Seems like I only get around to posting a new entry once a month...not what I had intended but it could be worse! So...December was good...I went to visit malia in ireland and we had a blast! from our adventures on the paddywagon to celebrating Christmas away from home...it was some good quality time! Of course...away from school I asked myself why am I a teacher? and really wasn't looking forward to going back after break...however, when school started back up again I had more fun than ever! The students were great and I had so much energy and excitement! Fast forward to today and it is a different story...I think I may be bipolar when it comes to figuring out what kind of career to pursue. One minute I want a job like teaching, that's flexible, good vacation time, and relational....and then the next I want to be in school again learning, challenging myself and in a health related field...usually my dream is to be a doctor. So which is it? The career that is less demanding, requires another year of school max, that would allow me to have plenty of time for family and friends, is relaxed and laid back....or the high stress, higher paying, no time for anyone, 6 years of school, no breaks, head overflowing with information to remember job of a physician? or perhaps...is there a compromise?
We have had so many snow days this past week that I have had way to much time to think about the future and not so much what I want...but what is God's purpose and plan in my life.

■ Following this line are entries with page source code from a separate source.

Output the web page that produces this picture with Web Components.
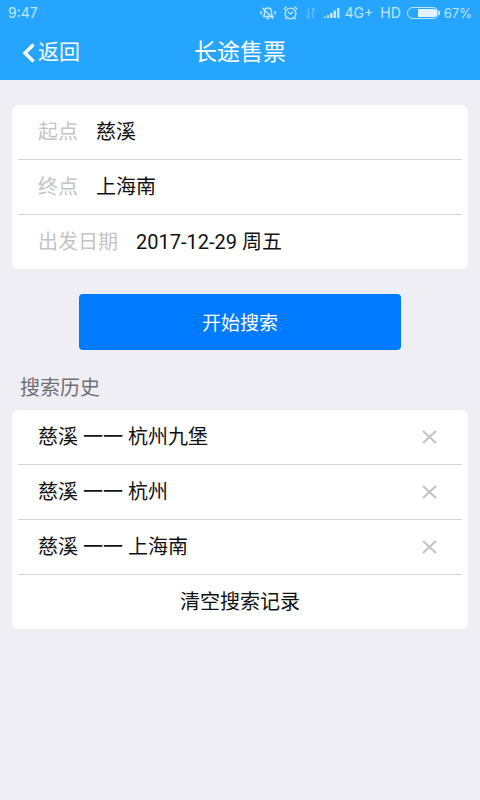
<!DOCTYPE html>
<html lang="zh-CN">
<head>
<meta charset="utf-8">
<meta name="viewport" content="width=device-width, initial-scale=1">
<title>长途售票</title>
<style>
  body {
    margin: 0;
    min-height: 100vh;
    background: #efeef4;
    color: #111;
    font: 20px/28px Roboto, "Noto Sans CJK SC", sans-serif;
  }
</style>
</head>
<body>
<ticket-page></ticket-page>

<script>
const define = (name, html, setup) => {
  const template = document.createElement('template');
  template.innerHTML = `<style>
    * { box-sizing: border-box; }
    button, input { font: inherit; color: inherit; border: 0; background: none; margin: 0; padding: 0; }
    button { cursor: pointer; }
  </style>` + html;
  customElements.define(name, class extends HTMLElement {
    constructor() {
      super();
      this.attachShadow({ mode: 'open' }).append(template.content.cloneNode(true));
    }
    connectedCallback() { if (setup) setup(this, this.shadowRoot); }
  });
};

define('status-bar', `
  <style>
    :host { display: flex; align-items: center; height: 26px; padding: 0 8px; color: #c3e6ff;
            font: 14px/16px Inter, sans-serif; }
    .time { margin-right: auto; }
    .level { font-size: 13px; }
    svg { display: block; fill: none; stroke: currentColor; flex: none; }
    .bell, .alarm, .data { margin-right: 7px; }
    .signal { margin-right: 5px; }
    .net { margin-right: 7px; }
    .hd { margin-right: 6px; }
    .battery { margin-right: 4px; }
  </style>
  <span class="time">9:47</span>
  <svg class="bell" width="16" height="14" viewBox="0 0 16 14" stroke-width="1.4" aria-hidden="true">
    <path d="M3.500 10.500H13L11.500 8.500V5.500C11.500 3.500 10.300 2 8 2S4.500 3.500 4.500 5.500V8.500L3 10.500M6.500 12.500h3M2.500 2l10.500 10.500M1 5v3.500M15 5v3.500"/>
  </svg>
  <svg class="alarm" width="15" height="14" viewBox="0 0 15 14" stroke-width="1.4" aria-hidden="true">
    <circle cx="7.500" cy="7.500" r="5.400"/><path d="M4.800 6l2.700 2 2.700-2M.7 3.300L3.500.8M14.300 3.300L11.500.8M3.500 12l-1 1.300M11.500 12l1 1.300"/>
  </svg>
  <svg class="data" width="11" height="12" viewBox="0 0 11 12" stroke-width="1.500" opacity=".35" aria-hidden="true">
    <path d="M3.500 1v10L1 8.300M7.500 1v10M7.500 1L10 3.700"/>
  </svg>
  <svg class="signal" width="17" height="12" viewBox="0 0 17 12" style="fill:currentColor;stroke:none" aria-hidden="true">
    <path d="M0 11l3-2v2H0zM4 8h2v3H4zM7 6h2.500v5H7zM10.500 3.500H13V11h-2.500zM14 1h2.500v10H14z"/>
  </svg>
  <span class="net">4G+</span><span class="hd">HD</span>
  <svg class="battery" width="33" height="12" viewBox="0 0 33 12" aria-hidden="true">
    <rect x=".5" y=".5" width="31" height="11" rx="5.500"/>
    <path fill="#e2f3ff" stroke="none" d="M11 2h15.500a4 4 0 0 1 0 8H11zM32 4h1v4h-1z"/>
  </svg>
  <span class="level">67%</span>
`);

define('nav-bar', `
  <style>
    :host { display: grid; grid-template-columns: 1fr auto 1fr; align-items: center; height: 54px;
            padding: 0 22px; color: #fff; }
    button { justify-self: start; display: flex; align-items: center; gap: 3px; padding-bottom: 2px; font-size: 21px; }
    h1 { margin: 0; font-size: 23px; font-weight: 400; line-height: 30px; }
    svg { display: block; margin-top: 2px; }
  </style>
  <button type="button">
    <svg width="13" height="20" viewBox="0 0 13 20" fill="none" stroke="currentColor" stroke-width="3.400" aria-hidden="true"><path d="M11.500 1.500L3 10l8.500 8.500"/></svg>
    返回
  </button>
  <h1><slot></slot></h1>
`);

define('list-card', `
  <style>
    :host { display: block; margin: 0 12px; padding: 0 6px; background: #fff; border-radius: 7px; }
    ::slotted(:not(:first-child)) { border-top: 1px solid #d5d5d5; }
  </style>
  <slot></slot>
`);

define('form-row', `
  <style>
    :host { display: flex; align-items: center; gap: 18px; padding: 13px 20px; }
    label { color: #c4c4c4; flex: none; }
    input { flex: 1; min-width: 0; height: 28px; outline: 0; }
  </style>
  <label for="field"></label>
  <input id="field" type="text">
`, (host, root) => {
  root.querySelector('label').textContent = host.getAttribute('label');
  root.querySelector('input').value = host.getAttribute('value');
});

define('history-row', `
  <style>
    :host { display: flex; align-items: center; padding: 13px 14px 13px 20px; }
    .route { flex: 1; min-width: 0; text-align: left; }
    .remove { display: grid; place-items: center; width: 38px; height: 28px; color: #c2c2c2; }
  </style>
  <button class="route" type="button"><slot></slot></button>
  <button class="remove" type="button" aria-label="删除">
    <svg width="15" height="14" viewBox="0 0 15 14" fill="none" stroke="currentColor" stroke-width="2" aria-hidden="true"><path d="M1 1l13 12M14 1L1 13"/></svg>
  </button>
`);

define('clear-row', `
  <style>
    :host { display: block; padding: 13px 20px; }
    button { display: block; width: 100%; line-height: 28px; }
  </style>
  <button type="button"><slot></slot></button>
`);

define('search-button', `
  <style>
    :host { display: block; margin: 25px 79px 24px; }
    button { display: block; width: 100%; padding: 16px 14px 12px; border-radius: 4px; background: #007aff; color: #fff; font-size: 19px; }
  </style>
  <button type="submit"><slot></slot></button>
`);

define('ticket-page', `
  <style>
    :host { display: block; }
    header { background: #26a5ff; margin-bottom: 25px; }
    h2 { margin: 0 20px 8px; font-size: 20px; font-weight: 400; color: #6f6f74; }
  </style>
  <header>
    <status-bar></status-bar>
    <nav-bar>长途售票</nav-bar>
  </header>
  <main>
    <list-card>
      <form-row label="起点" value="慈溪"></form-row>
      <form-row label="终点" value="上海南"></form-row>
      <form-row label="出发日期" value="2017-12-29 周五"></form-row>
    </list-card>
    <search-button>开始搜索</search-button>
    <h2>搜索历史</h2>
    <list-card>
      <history-row>慈溪 一一 杭州九堡</history-row>
      <history-row>慈溪 一一 杭州</history-row>
      <history-row>慈溪 一一 上海南</history-row>
      <clear-row>清空搜索记录</clear-row>
    </list-card>
  </main>
`);
</script>
</body>
</html>
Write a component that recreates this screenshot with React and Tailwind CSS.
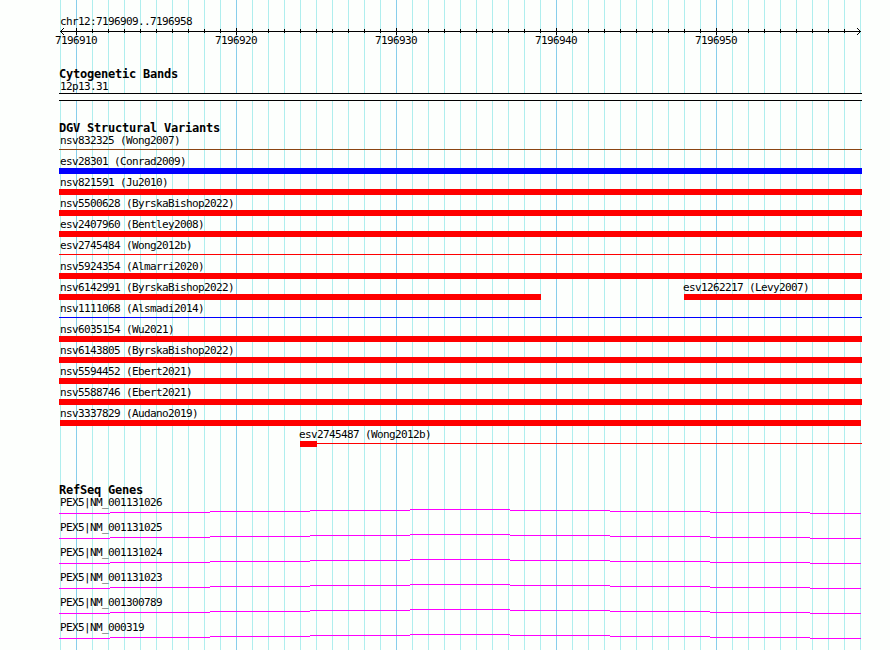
import React from "react";

const LOSS = "bg-[#ff0000]";
const GAIN = "bg-[#0000ff]";

// start / end are panel pixels, thin features are drawn as a single line
const variants = [
  [{ name: "nsv832325 (Wong2007)", start: 0, end: 803, thin: true, color: "bg-[#8b4513]" }],
  [{ name: "esv28301 (Conrad2009)", start: 0, end: 803, color: GAIN }],
  [{ name: "nsv821591 (Ju2010)", start: 0, end: 803, color: LOSS }],
  [{ name: "nsv5500628 (ByrskaBishop2022)", start: 0, end: 803, color: LOSS }],
  [{ name: "esv2407960 (Bentley2008)", start: 0, end: 803, color: LOSS }],
  [{ name: "esv2745484 (Wong2012b)", start: 0, end: 803, thin: true, color: LOSS }],
  [{ name: "nsv5924354 (Almarri2020)", start: 0, end: 803, color: LOSS }],
  [
    { name: "nsv6142991 (ByrskaBishop2022)", start: 0, end: 482, color: LOSS },
    { name: "esv1262217 (Levy2007)", start: 625, end: 803, color: LOSS },
  ],
  [{ name: "nsv1111068 (Alsmadi2014)", start: 0, end: 803, thin: true, color: GAIN }],
  [{ name: "nsv6035154 (Wu2021)", start: 0, end: 803, color: LOSS }],
  [{ name: "nsv6143805 (ByrskaBishop2022)", start: 0, end: 803, color: LOSS }],
  [{ name: "nsv5594452 (Ebert2021)", start: 0, end: 803, color: LOSS }],
  [{ name: "nsv5588746 (Ebert2021)", start: 0, end: 803, color: LOSS }],
  [{ name: "nsv3337829 (Audano2019)", start: 1, end: 802, color: LOSS }],
  [{ name: "esv2745487 (Wong2012b)", start: 241, end: 803, block: 17, thin: true, color: LOSS }],
];

const genes = [
  "PEX5|NM_001131026",
  "PEX5|NM_001131025",
  "PEX5|NM_001131024",
  "PEX5|NM_001131023",
  "PEX5|NM_001300789",
  "PEX5|NM_000319",
];

const positions = [7196910, 7196920, 7196930, 7196940, 7196950];

const ticks = Array.from({ length: 51 }, (_, i) => ({ x: 60 + i * 16, major: i % 10 === 1 }));

function Grid() {
  return (
    <svg className="absolute inset-0" width="890" height="650" shapeRendering="crispEdges">
      {ticks.map((t) => (
        <rect key={t.x} x={t.x} y="0" width="1" height="650" fill={t.major ? "#87ceeb" : "#afeeee"} />
      ))}
    </svg>
  );
}

function Axis() {
  return (
    <svg className="block h-[7px] w-full" viewBox="0 0 890 7" shapeRendering="crispEdges">
      <rect x="60" y="3" width="801" height="1" />
      {ticks.slice(1, -1).map((t) => (
        <rect key={t.x} x={t.x} y={t.major ? 0 : 1} width="1" height={t.major ? 7 : 4} />
      ))}
      {[1, 2, 3].map((d) => (
        <g key={d}>
          <rect x={60 + d} y={3 - d} width="1" height="1" />
          <rect x={60 + d} y={3 + d} width="1" height="1" />
          <rect x={860 - d} y={3 - d} width="1" height="1" />
          <rect x={860 - d} y={3 + d} width="1" height="1" />
        </g>
      ))}
    </svg>
  );
}

function TrackTitle({ children }) {
  return (
    <h2 className="h-[13px] whitespace-pre text-[12px] font-bold leading-[15px] tracking-[-0.224px]">
      {children}
    </h2>
  );
}

function Label({ className = "pl-px", children }) {
  return <div className={`h-[13px] whitespace-pre leading-[13px] ${className}`}>{children}</div>;
}

function Feature({ feature, offset }) {
  const width = feature.end - feature.start;
  let labelClass = "pl-px";
  if (feature.start === 1) labelClass = "pl-0";
  if (feature.start > 1) labelClass = "-ml-px";

  return (
    <div className="shrink-0" style={{ width, marginLeft: feature.start - offset }}>
      <Label className={labelClass}>{feature.name}</Label>
      {feature.thin ? (
        <div className="flex h-[6px]">
          {feature.block && <div className={`h-full ${feature.color}`} style={{ width: feature.block }} />}
          <div className={`mt-[2px] h-px flex-1 ${feature.color}`} />
        </div>
      ) : (
        <div className={`h-[6px] ${feature.color}`} />
      )}
    </div>
  );
}

function VariantRow({ row }) {
  return (
    <div className="flex h-[21px]">
      {row.map((feature, i) => (
        <Feature key={feature.name} feature={feature} offset={i ? row[i - 1].end : 0} />
      ))}
    </div>
  );
}

// Intron spanning the whole view, stepped up towards the middle
function Intron() {
  const steps = [
    [0, 51, 4],
    [51, 100, 3],
    [151, 100, 2],
    [251, 100, 1],
    [351, 100, 0],
    [451, 100, 1],
    [551, 100, 2],
    [651, 100, 3],
    [751, 51, 4],
  ];
  return (
    <svg className="block h-[5px] w-[803px]" viewBox="0 0 803 5" shapeRendering="crispEdges">
      {steps.map(([x, w, y]) => (
        <rect key={x} x={x} y={y} width={w} height="1" fill="#ff00ff" />
      ))}
    </svg>
  );
}

export default function App() {
  return (
    <div className="relative h-[650px] w-[890px] overflow-hidden bg-[#fdfffd] font-['DejaVu_Sans_Mono','Liberation_Mono',monospace] text-[11px] tracking-[-0.622px] text-black">
      <Grid />
      <div className="relative">
        <header className="pt-[15px]">
          <div className="ml-[59px]">
            <Label>chr12:7196909..7196958</Label>
          </div>
          <Axis />
          <div className="-mt-px ml-[55px] flex h-[13px] leading-[13px]">
            {positions.map((p) => (
              <span key={p} className="w-[160px]">
                {p}
              </span>
            ))}
          </div>
        </header>

        <main className="ml-[59px] w-[803px]">
          <section className="mt-[20px]">
            <TrackTitle>Cytogenetic Bands</TrackTitle>
            <Label>12p13.31</Label>
            <div className="h-[8px] border-y border-black bg-[#fdfffd]" />
          </section>

          <section className="mt-[20px]">
            <TrackTitle>DGV Structural Variants</TrackTitle>
            {variants.map((row) => (
              <VariantRow key={row[0].name} row={row} />
            ))}
          </section>

          <section className="mt-[34px]">
            <TrackTitle>RefSeq Genes</TrackTitle>
            {genes.map((gene) => (
              <div key={gene} className="h-[25px]">
                <Label>{gene}</Label>
                <Intron />
              </div>
            ))}
          </section>
        </main>
      </div>
    </div>
  );
}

I was reading a devotion the other day that talked about waiting on the Lord and I was reminded of my tendency to always jump into the next activity keeping my calendar full even if it isn't "exactly" what I may want to do...and possibly not the choice God would have wanted me to pursue. So I feel as if I am at another crossroads and this time I am waiting...and tonight I feel as if I have part of the answer. I was praying for clarity, discernment and purpose. And I just let go of all that had been on my mind the past few days and I think I heard God speak in my silence. I felt like he was telling me that even failure can be used to fulfill his purposes and carry out his plan....that sometimes failure is what develops character and strength, that facing inadequacy and disappointment can be positive and used for good. I guess I linked this idea to my struggle in applying to medical school. Everything has always come pretty natural for me and I have never had to bend over backwards to work hard for anything too important. So when my MCAT scores weren't what I expected I was so hurt, disappointed and felt like a failure....I felt as though my dream to become a doctor was squashed and that my desire to help others through medicine and use it to lead people to Christ was not a possibility. But now I am realizing that God can take that situation, that failure, adversity and change my heart, my character, and my desire...but only if I am willing. The way I see it I have two options...allow my dream to be trampled by one failure and be intimidated by it, while only pursuing careers I feel confident and comfortable in....or I can say failure and adversity makes you stronger, it develops character....you learn where you should be...what level you should be performing at and then you work your butt off to get there, you sacrifice your time, energy, and all the other activities you do to fill up that space because you feel comfortable, accepted and confident in those activities.
So I am at a crossroads will I become stronger through my failures...or just continue to walk along the smooth plateau? Will I sit back in my comfortable skin...or risk another chance at failing, but this time knowing exactly what it takes to succeed. I hope that I can choose the latter...I am screaming inside for challenge, change, and determination. I just pray that it lasts long enough to materialize into something...a career that inspires me, challenges my abilities, and all in all brings glory to God and his purposes - because he is my ultimate teammate, working alongside me to fulfill his promises and purposes in the Kingdom of God.